Upscale dining: At upscale restaurants, check your bill before you tip as the service fee, which runs between 15% to 20%, may already be included. If not, the rule of thumb is 10% as the standard tip on a dinner bill. If you’re feeling generous and have had good service, it’s not unusual to leave an extra five to 10% tip.
Also, tips aren’t based on quality of service. In Ecuador expect slow service and difficulty catching your servers because rushing the occasion and hovering over diners is considered impolite here. Lay back and enjoy the tranquillo ride—servers aren’t ignoring you; they want you to have time to share experiences.

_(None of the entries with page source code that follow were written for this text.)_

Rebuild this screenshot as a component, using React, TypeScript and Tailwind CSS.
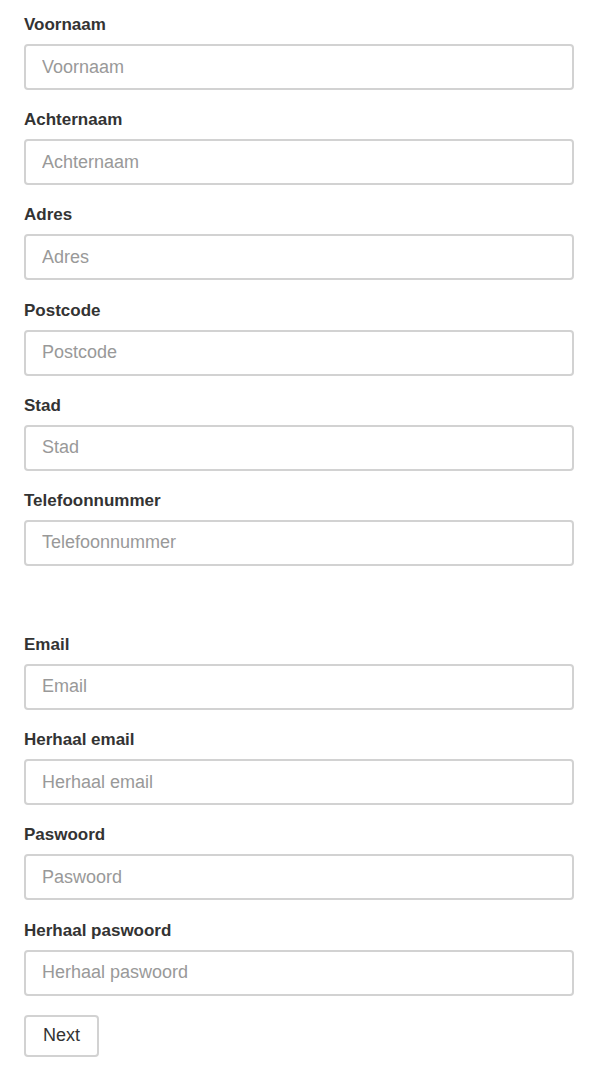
import React from 'react';

const personalFields = ['Voornaam', 'Achternaam', 'Adres', 'Postcode', 'Stad', 'Telefoonnummer'];
const accountFields = ['Email', 'Herhaal email', 'Paswoord', 'Herhaal paswoord'];

const Field: React.FC<{ label: string }> = ({ label }) => (
  <div className="flex flex-col">
    <label className="h-[20px] text-[17px] leading-[20px] font-bold text-[#333333]">{label}</label>
    <input
      type="text"
      placeholder={label}
      className="mt-[9px] h-[46px] w-full rounded-[4px] border-2 border-[#d2d2d2] bg-white px-[16px] text-[18px] text-[#333333] placeholder:text-[#999999] outline-none"
    />
  </div>
);

const App: React.FC = () => {
  return (
    <div
      className="w-[596px] min-h-[1074px] bg-white px-[24px] pt-[15px]"
      style={{ fontFamily: '"Liberation Sans", Arial, sans-serif' }}
    >
      <div className="w-[550px]">
        {/* persoonlijke gegevens */}
        <div className="flex flex-col gap-[20.2px]">
          {personalFields.map((f) => (
            <Field key={f} label={f} />
          ))}
        </div>

        {/* account */}
        <div className="mt-[69px] flex flex-col gap-[20.2px]">
          {accountFields.map((f) => (
            <Field key={f} label={f} />
          ))}
        </div>

        <button className="mt-[19px] h-[42px] rounded-[4px] border-2 border-[#d2d2d2] bg-white px-[17px] text-[18px] text-[#333333]">
          Next
        </button>
      </div>
    </div>
  );
};

export default App;
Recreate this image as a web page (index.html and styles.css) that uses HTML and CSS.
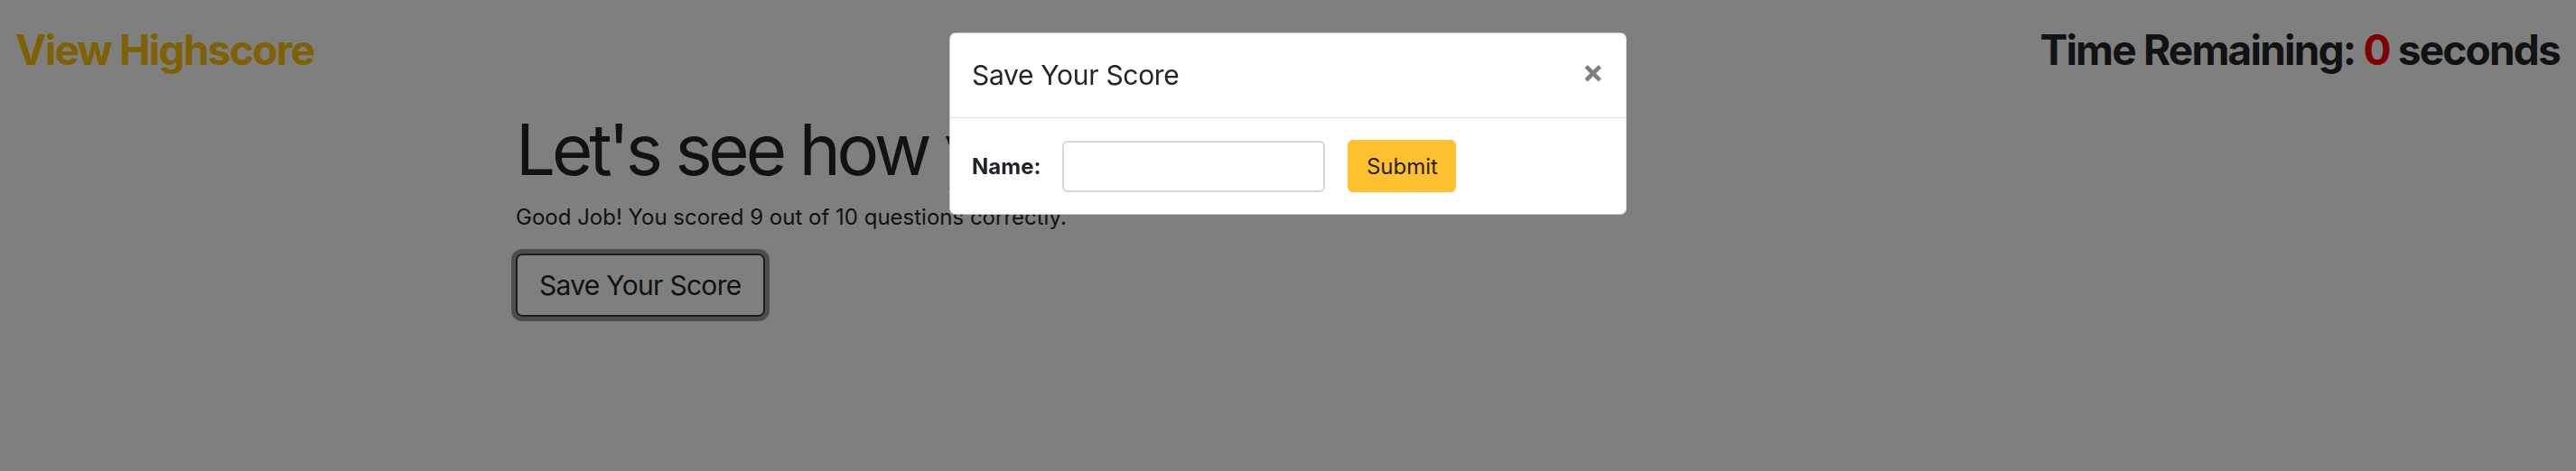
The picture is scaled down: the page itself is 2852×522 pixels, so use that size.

Almuerzos. For the fixed-menu lunch popular with Ecuadorians where diners pay $3.50 for a meal of popcorn, chicken, rice, salad, and dessert, round up the bill to $4.
Taxi drivers. Before taxi drivers were issued meters, fares went up and down like the stock market. Now you pay what’s on the meter but it’s not unusual for expats to round up the fare by maybe adding 10 to 25 cents to the fare. For drivers who help unload your groceries, try anywhere from 50 cents to a dollar or two depending on how many bags.
Airport Luggage. When you’re traveling with heavy luggage and need help with your bags, it’s pretty standard anywhere to tip a dollar a bag.
Maids, housekeepers, and gardeners. The people who help maintain our homes frequently become family to us. You can reward their good service by giving ‘bonuses’ during the Christmas holidays. The rule of thumb is five percent of their annual pay; some expats are more generous, giving 10 percent. There is also a plethora of “goody baskets” sold at the major grocery stores (Coral or Supermaxi) during the holiday season.
Tourist tipping at hotels. Doormen who provide extra services or hail cabs for you are tipped around $1. And hotel housekeepers range from $1 to $1.50 a day for those who clean your room.
Street vendors. Whether they are selling garbage bags, or you are buying strawberries off a wheelbarrow, you pay the cost of the goods only.
Street performers work for pocket change. I’ll drop a dollar if I am truly enthralled.
If you want to help Ecuadorians then there are plenty of ways to do so outside of tipping. Like volunteering at a soup kitchen, or donating to charities. This money goes to those most in need and you can be assured it is helping families.
So, I ask again, “Is three enough, is six too many…?” Tipping is a personal choice. Only you will know the amount that works for you.